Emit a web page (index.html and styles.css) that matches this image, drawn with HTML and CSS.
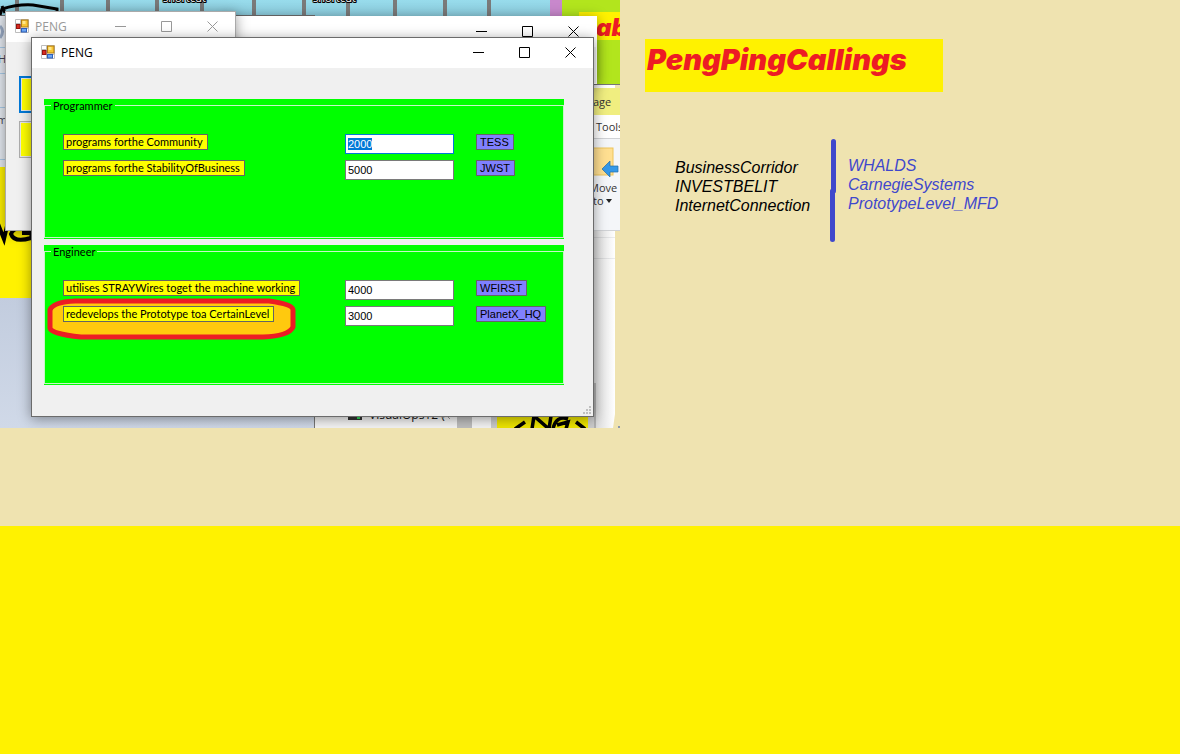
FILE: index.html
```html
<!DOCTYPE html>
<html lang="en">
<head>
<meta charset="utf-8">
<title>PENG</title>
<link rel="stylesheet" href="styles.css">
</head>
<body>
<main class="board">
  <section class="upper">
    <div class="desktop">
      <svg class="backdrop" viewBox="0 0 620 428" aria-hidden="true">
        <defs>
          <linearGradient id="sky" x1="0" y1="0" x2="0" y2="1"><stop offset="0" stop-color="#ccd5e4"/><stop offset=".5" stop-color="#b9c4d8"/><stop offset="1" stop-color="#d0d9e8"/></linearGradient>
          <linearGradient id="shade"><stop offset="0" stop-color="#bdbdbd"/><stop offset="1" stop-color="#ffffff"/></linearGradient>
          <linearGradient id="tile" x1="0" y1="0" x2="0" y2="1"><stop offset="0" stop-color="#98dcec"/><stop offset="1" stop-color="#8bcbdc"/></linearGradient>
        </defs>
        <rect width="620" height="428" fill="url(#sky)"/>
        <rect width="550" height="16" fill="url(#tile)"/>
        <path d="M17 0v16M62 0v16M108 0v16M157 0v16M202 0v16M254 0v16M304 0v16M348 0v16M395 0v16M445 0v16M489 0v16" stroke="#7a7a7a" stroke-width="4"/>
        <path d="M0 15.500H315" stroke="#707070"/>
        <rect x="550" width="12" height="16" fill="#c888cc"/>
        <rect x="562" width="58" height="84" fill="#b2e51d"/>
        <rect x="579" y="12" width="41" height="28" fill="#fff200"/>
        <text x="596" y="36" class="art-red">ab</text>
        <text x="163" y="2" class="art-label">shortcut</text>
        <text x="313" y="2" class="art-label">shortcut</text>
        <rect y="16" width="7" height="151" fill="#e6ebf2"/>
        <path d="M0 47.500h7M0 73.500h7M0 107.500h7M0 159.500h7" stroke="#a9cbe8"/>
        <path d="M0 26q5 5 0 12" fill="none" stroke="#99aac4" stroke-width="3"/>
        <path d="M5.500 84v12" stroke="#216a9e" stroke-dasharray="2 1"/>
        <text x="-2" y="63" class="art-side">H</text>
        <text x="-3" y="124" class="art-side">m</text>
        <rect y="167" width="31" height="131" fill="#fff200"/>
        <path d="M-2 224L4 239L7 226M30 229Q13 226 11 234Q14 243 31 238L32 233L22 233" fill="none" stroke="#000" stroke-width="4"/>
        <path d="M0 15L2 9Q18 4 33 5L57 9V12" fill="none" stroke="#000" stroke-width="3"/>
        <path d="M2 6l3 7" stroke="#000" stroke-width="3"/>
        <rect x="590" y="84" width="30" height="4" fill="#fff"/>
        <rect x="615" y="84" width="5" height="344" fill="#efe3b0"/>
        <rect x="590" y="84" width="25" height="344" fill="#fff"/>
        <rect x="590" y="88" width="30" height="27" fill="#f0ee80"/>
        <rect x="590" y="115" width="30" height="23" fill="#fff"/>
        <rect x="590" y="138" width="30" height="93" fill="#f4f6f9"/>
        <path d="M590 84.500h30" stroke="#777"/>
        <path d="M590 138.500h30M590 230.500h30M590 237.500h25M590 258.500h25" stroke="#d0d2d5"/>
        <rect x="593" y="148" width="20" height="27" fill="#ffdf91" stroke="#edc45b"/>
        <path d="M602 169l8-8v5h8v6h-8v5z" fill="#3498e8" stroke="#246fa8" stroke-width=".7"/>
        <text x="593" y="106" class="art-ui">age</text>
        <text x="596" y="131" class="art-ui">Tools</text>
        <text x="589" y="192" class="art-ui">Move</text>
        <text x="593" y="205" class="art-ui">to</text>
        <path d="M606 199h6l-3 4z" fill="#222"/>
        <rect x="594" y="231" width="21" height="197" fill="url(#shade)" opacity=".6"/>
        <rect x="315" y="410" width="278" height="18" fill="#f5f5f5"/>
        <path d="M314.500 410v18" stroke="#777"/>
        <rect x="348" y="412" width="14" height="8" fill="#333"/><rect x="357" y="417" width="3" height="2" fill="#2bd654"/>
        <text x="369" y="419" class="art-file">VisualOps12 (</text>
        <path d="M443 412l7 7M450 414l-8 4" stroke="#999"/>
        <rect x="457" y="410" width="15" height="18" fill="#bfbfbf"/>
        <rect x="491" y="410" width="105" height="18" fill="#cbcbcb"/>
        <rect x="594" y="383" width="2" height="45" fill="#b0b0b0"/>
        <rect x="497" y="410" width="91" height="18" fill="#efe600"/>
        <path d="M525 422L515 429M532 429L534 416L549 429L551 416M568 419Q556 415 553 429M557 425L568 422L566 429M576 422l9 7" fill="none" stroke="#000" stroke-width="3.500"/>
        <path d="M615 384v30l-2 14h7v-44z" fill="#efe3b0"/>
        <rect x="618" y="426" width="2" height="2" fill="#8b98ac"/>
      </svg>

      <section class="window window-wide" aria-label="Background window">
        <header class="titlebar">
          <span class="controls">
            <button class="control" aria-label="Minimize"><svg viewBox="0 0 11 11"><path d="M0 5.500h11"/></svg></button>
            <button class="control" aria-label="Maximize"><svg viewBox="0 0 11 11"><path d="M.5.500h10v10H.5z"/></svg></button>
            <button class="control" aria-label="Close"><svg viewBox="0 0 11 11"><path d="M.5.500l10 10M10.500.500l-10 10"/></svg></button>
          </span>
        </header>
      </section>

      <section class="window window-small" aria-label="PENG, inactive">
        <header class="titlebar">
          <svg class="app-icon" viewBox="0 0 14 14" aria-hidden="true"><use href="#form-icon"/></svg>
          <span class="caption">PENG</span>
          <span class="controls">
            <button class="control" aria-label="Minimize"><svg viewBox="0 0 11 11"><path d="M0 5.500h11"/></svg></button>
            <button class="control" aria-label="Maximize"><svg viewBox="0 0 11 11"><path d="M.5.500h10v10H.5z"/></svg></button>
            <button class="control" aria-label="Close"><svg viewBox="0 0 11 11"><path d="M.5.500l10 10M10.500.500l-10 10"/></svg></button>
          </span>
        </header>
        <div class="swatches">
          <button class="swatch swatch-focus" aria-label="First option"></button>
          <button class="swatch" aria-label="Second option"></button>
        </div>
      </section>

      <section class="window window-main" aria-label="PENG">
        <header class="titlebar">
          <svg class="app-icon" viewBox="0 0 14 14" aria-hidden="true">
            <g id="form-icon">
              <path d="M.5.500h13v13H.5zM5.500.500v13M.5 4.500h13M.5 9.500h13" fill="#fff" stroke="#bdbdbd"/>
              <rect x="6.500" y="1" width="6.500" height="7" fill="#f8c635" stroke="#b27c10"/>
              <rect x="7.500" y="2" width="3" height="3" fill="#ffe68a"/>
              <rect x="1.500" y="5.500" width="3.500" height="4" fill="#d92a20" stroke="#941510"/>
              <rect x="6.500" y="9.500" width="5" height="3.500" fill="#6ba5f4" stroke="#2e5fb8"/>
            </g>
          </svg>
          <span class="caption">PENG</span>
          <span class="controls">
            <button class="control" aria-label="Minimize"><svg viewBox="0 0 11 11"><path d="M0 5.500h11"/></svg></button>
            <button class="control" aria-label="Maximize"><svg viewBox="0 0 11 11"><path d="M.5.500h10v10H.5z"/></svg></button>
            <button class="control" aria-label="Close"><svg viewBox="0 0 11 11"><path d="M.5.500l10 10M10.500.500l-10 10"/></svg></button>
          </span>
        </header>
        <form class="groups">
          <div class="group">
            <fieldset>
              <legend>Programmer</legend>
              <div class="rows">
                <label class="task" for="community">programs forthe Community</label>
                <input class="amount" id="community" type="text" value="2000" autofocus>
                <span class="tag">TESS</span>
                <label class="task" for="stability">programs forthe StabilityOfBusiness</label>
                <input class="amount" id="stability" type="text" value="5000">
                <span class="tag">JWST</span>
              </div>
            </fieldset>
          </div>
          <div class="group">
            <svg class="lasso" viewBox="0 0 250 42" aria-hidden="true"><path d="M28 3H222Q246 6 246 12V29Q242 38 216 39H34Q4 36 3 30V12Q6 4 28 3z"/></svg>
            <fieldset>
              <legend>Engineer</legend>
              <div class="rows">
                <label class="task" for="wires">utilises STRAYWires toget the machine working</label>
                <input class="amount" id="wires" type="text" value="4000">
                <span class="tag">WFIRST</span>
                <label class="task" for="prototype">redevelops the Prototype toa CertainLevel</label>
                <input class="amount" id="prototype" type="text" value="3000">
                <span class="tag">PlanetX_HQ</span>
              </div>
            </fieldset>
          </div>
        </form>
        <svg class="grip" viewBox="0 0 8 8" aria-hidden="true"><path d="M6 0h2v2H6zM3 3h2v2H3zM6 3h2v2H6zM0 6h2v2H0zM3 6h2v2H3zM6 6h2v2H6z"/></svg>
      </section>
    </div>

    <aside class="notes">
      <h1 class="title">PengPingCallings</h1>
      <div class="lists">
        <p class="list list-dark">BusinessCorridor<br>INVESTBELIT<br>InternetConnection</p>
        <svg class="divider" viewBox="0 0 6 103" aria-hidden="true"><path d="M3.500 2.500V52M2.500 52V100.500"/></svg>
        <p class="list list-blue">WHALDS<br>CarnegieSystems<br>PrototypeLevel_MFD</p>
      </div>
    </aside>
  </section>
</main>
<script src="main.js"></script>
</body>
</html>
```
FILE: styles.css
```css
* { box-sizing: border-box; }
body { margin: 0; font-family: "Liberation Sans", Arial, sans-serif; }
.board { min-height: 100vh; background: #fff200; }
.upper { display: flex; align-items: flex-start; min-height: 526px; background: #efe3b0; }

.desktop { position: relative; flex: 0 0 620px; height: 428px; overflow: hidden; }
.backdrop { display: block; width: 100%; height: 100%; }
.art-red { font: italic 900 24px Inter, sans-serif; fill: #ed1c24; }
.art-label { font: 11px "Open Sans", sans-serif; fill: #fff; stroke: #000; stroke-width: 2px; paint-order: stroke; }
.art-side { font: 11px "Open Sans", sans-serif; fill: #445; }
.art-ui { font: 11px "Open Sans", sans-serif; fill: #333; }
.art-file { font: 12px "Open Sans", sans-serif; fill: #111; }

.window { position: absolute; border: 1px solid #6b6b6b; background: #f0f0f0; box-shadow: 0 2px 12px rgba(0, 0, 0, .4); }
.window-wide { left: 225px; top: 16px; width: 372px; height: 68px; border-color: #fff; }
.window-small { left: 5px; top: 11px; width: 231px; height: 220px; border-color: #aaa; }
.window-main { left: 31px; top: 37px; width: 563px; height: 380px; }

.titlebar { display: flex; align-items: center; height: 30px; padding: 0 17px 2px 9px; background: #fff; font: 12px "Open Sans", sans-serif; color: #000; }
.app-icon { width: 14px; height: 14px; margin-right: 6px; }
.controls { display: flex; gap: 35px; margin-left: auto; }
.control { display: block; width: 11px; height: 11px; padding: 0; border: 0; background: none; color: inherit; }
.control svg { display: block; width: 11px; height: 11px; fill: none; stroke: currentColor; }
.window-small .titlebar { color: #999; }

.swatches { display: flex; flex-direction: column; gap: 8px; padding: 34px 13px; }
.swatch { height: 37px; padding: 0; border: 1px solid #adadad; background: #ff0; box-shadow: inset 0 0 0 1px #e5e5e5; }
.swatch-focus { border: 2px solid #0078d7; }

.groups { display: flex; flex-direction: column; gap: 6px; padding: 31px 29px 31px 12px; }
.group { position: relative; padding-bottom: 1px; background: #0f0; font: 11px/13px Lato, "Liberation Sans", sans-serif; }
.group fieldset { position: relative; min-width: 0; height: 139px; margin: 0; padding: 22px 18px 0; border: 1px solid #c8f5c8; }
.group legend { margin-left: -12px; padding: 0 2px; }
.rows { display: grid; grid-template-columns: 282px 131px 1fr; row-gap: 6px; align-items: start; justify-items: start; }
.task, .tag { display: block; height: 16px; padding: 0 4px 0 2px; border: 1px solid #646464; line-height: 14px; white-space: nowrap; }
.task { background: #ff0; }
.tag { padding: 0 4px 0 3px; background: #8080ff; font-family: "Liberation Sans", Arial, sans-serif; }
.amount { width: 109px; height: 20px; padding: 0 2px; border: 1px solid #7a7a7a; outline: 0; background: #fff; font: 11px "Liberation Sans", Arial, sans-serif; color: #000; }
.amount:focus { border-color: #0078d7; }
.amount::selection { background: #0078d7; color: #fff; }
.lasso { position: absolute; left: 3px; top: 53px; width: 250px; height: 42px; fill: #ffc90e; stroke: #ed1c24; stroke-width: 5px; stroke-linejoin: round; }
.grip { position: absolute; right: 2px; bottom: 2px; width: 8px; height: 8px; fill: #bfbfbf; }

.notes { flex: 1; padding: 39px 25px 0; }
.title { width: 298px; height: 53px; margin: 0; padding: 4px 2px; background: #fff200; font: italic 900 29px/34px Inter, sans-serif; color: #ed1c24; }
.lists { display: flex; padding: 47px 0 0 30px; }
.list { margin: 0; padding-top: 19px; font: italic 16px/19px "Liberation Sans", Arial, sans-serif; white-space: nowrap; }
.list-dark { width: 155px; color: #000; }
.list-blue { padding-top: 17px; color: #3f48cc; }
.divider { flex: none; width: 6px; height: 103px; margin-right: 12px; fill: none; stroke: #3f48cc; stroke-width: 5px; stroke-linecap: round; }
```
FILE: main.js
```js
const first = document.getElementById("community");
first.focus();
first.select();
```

########

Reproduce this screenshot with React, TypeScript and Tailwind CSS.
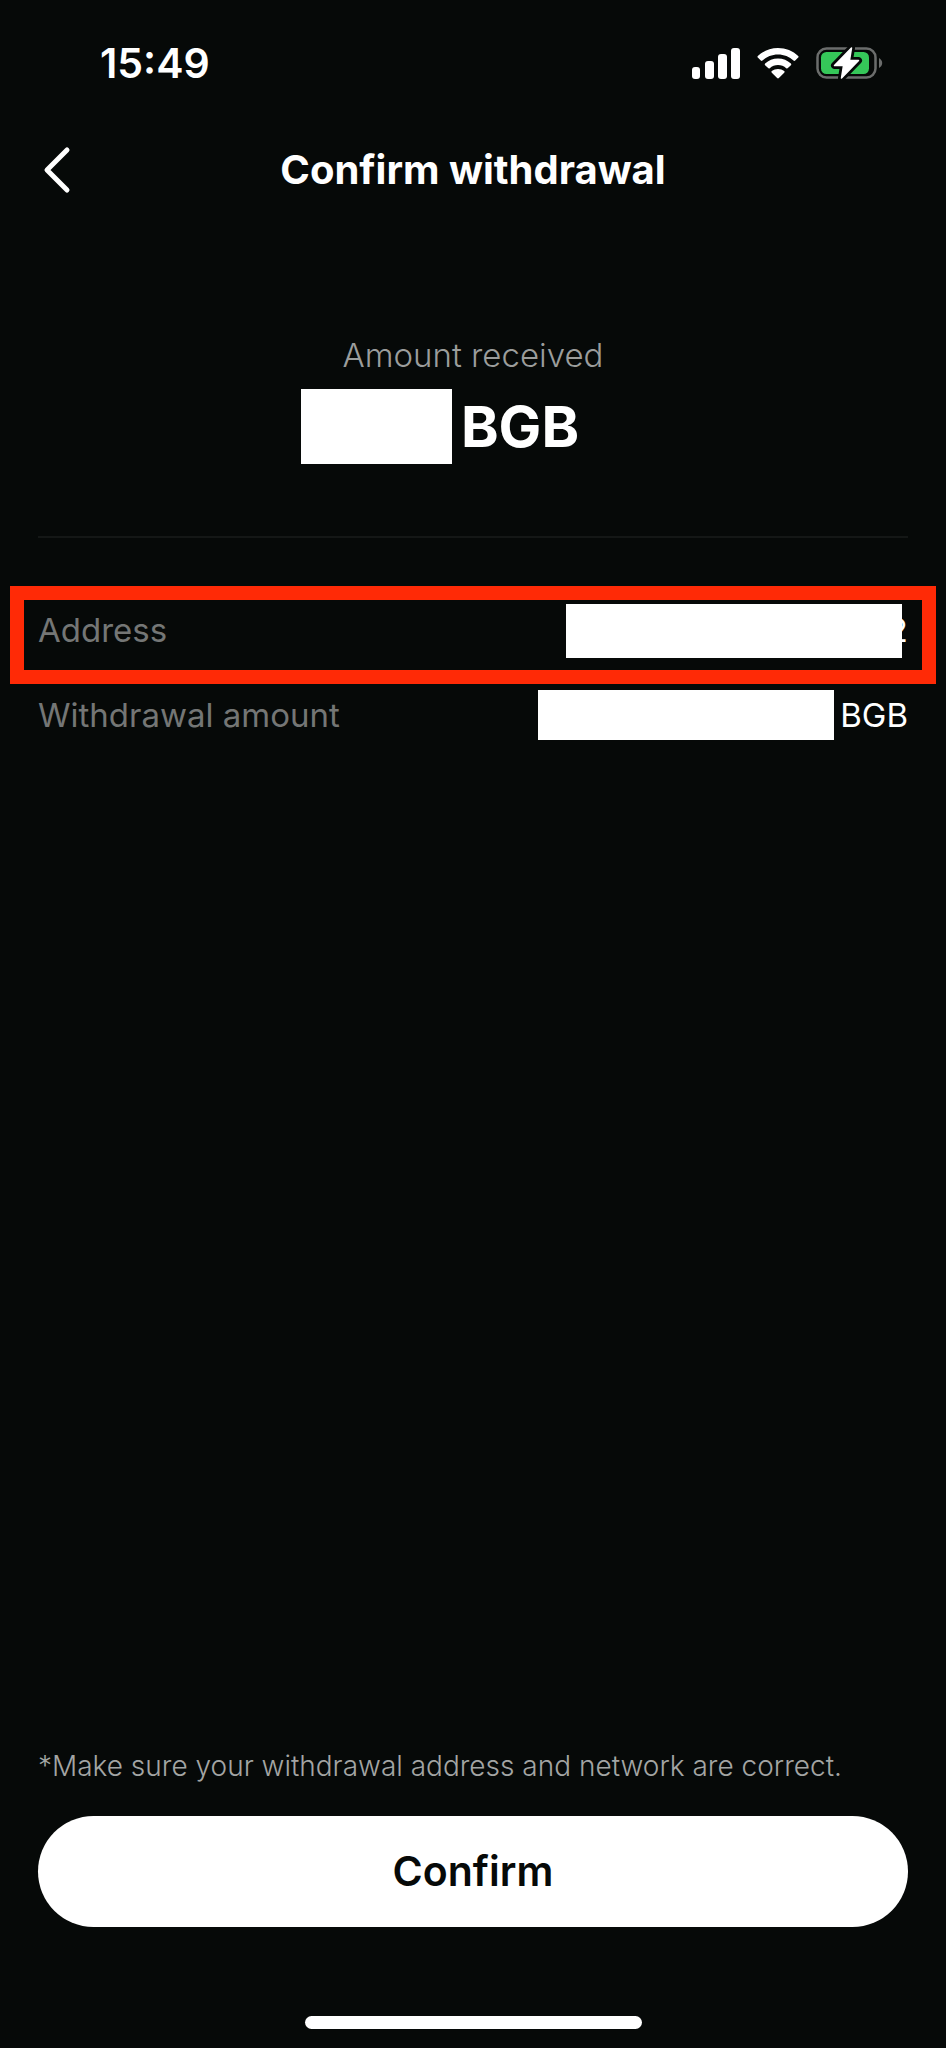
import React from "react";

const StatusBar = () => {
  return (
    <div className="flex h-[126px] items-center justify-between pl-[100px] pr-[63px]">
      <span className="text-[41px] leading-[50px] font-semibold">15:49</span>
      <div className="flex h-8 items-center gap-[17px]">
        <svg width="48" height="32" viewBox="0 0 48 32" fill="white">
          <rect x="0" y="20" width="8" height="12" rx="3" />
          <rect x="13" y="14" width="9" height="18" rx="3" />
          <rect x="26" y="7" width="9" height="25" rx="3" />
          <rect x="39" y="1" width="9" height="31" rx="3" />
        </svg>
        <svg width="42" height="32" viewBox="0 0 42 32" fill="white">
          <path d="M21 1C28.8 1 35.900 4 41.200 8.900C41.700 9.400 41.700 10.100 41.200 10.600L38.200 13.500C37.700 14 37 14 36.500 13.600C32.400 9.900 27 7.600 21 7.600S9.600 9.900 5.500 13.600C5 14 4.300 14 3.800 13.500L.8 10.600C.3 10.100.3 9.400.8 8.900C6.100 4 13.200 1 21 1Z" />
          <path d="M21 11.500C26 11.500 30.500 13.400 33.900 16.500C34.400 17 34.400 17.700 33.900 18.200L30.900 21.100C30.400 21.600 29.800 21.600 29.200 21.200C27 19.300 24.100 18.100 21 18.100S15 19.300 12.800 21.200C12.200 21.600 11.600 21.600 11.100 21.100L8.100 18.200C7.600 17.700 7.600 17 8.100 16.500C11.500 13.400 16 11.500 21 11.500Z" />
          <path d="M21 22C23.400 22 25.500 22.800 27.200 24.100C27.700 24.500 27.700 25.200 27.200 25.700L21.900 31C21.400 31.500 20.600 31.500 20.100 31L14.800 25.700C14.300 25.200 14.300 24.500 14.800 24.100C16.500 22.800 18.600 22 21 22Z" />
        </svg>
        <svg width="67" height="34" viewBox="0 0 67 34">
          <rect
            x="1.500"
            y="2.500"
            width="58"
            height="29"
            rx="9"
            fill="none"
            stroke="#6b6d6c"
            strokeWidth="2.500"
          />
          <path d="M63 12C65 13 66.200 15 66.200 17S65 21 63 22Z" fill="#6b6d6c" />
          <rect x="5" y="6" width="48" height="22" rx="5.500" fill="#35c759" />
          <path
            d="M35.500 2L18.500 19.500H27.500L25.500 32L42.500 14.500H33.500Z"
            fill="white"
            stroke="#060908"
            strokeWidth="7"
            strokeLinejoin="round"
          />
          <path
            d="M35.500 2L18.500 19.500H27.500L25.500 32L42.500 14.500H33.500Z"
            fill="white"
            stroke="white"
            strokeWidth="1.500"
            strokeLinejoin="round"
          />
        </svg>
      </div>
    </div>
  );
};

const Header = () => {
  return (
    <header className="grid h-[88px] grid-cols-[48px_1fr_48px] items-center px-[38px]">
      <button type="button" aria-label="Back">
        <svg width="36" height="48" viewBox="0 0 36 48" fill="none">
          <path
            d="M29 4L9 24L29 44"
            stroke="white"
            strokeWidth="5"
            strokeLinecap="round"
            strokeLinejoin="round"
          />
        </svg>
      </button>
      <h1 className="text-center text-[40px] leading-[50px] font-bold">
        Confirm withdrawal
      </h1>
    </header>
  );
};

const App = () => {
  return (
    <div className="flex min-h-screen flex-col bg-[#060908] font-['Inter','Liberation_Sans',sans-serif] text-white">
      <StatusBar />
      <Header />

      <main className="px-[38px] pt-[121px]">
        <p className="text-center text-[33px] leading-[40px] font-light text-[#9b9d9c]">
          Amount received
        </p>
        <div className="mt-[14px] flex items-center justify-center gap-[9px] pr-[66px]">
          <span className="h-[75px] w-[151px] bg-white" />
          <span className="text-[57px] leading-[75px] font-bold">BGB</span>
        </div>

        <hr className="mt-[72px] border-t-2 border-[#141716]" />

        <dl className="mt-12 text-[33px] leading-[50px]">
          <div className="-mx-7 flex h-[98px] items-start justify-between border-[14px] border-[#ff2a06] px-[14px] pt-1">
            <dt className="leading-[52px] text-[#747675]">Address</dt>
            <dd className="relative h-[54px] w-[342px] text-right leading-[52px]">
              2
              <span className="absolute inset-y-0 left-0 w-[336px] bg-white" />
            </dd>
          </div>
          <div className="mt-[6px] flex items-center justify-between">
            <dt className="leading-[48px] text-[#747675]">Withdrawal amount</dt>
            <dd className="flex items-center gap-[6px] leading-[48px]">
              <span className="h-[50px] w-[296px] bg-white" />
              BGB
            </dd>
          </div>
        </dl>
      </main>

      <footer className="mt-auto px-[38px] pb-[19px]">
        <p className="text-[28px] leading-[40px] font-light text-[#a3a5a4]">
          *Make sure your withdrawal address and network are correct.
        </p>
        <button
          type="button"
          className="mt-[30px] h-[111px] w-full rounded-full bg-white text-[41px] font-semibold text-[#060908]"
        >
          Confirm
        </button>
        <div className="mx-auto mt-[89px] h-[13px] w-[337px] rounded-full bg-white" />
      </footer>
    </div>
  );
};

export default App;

########

## Stated task
Copy the listing above exactly, but only from the line with "Reproduce this screenshot" through the line with "import React from", including those two lines and excluding any picture.

## Result for this task
Reproduce this screenshot with React, TypeScript and Tailwind CSS.
import React from "react";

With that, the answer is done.